While the boutique is only steps away from the Four Seasons hotel and the luxury shops lining Via Della Spiga and Via Montenapoleone, Ghesquière said he prized its location “on a more discreet street,” and hopes it will become a strong attraction.

“Milan is a shopping city, so walking distance was superimportant,” he said. “I wanted to give access to the brand. Having a corner store was important for me, and it was a big satisfaction to use a space that was never a fashion store. I find that quite luxurious, too.”

Previously, the main floor housed a gallery, while the level above was a private home, he noted.

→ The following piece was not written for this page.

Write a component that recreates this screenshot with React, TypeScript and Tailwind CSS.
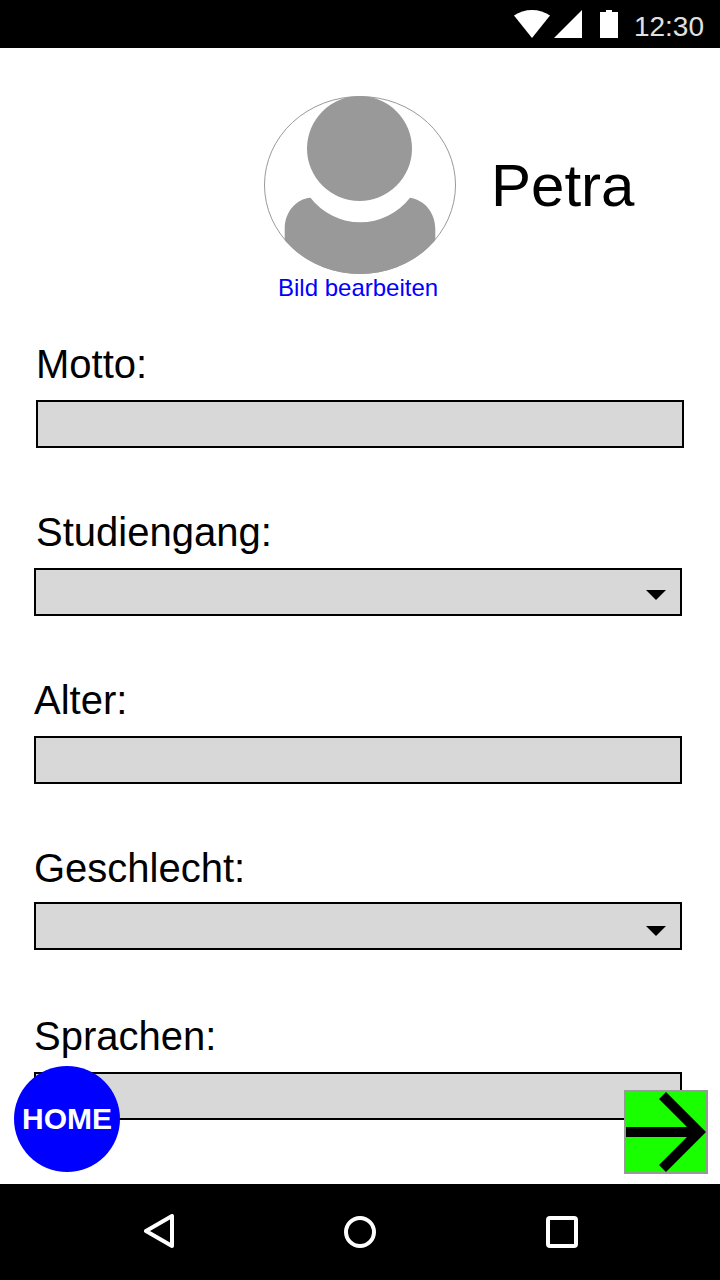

“I hope it’s going to surprise people, especially in a city whose expectations are really high,” Ghesquière said. “We know how much the Italian people love fashion, and they were always very attracted to Balenciaga for fashion and accessories.”

At present, Balenciaga wholesales its collections to about 100 doors in Italy, its number-two market in Europe.

Expanding its network of boutiques has been a priority for Balenciaga since 2001, when Gucci Group bought the brand as part of an acquisitions spree. Ghesquière said he continues to hunt for spaces far and wide — “every big city in the world is on the list” — although he’s not in any great hurry, and his criteria are strict.

“Since the beginning, we wanted each of the stores to be different,” he said, characterizing New York as industrial, its raw concrete floors reflecting its Chelsea environs of galleries and warehouses. The Paris flagship on Avenue George V, by contrast, has more “artificial landscape” elements, from house plants and a sky-like ceiling to a volcanic rock cash desk.

Ghesquière noted that fast-growing Asia is a priority for new boutiques, as is Europe and the U.S., but he declined to set a timetable for the next opening. He said that “it’s a good moment” for the brand, and “there is an amazing support.” Last month, Gucci Group named Isabelle Guichot, who had previously been at Sergio Rossi, as Balenciaga’s new chief executive officer, succeeding James McArthur.

Meanwhile, the designer said he would be returning to Milan later this month during men’s fashion week to host a small dinner in celebration of the new boutique.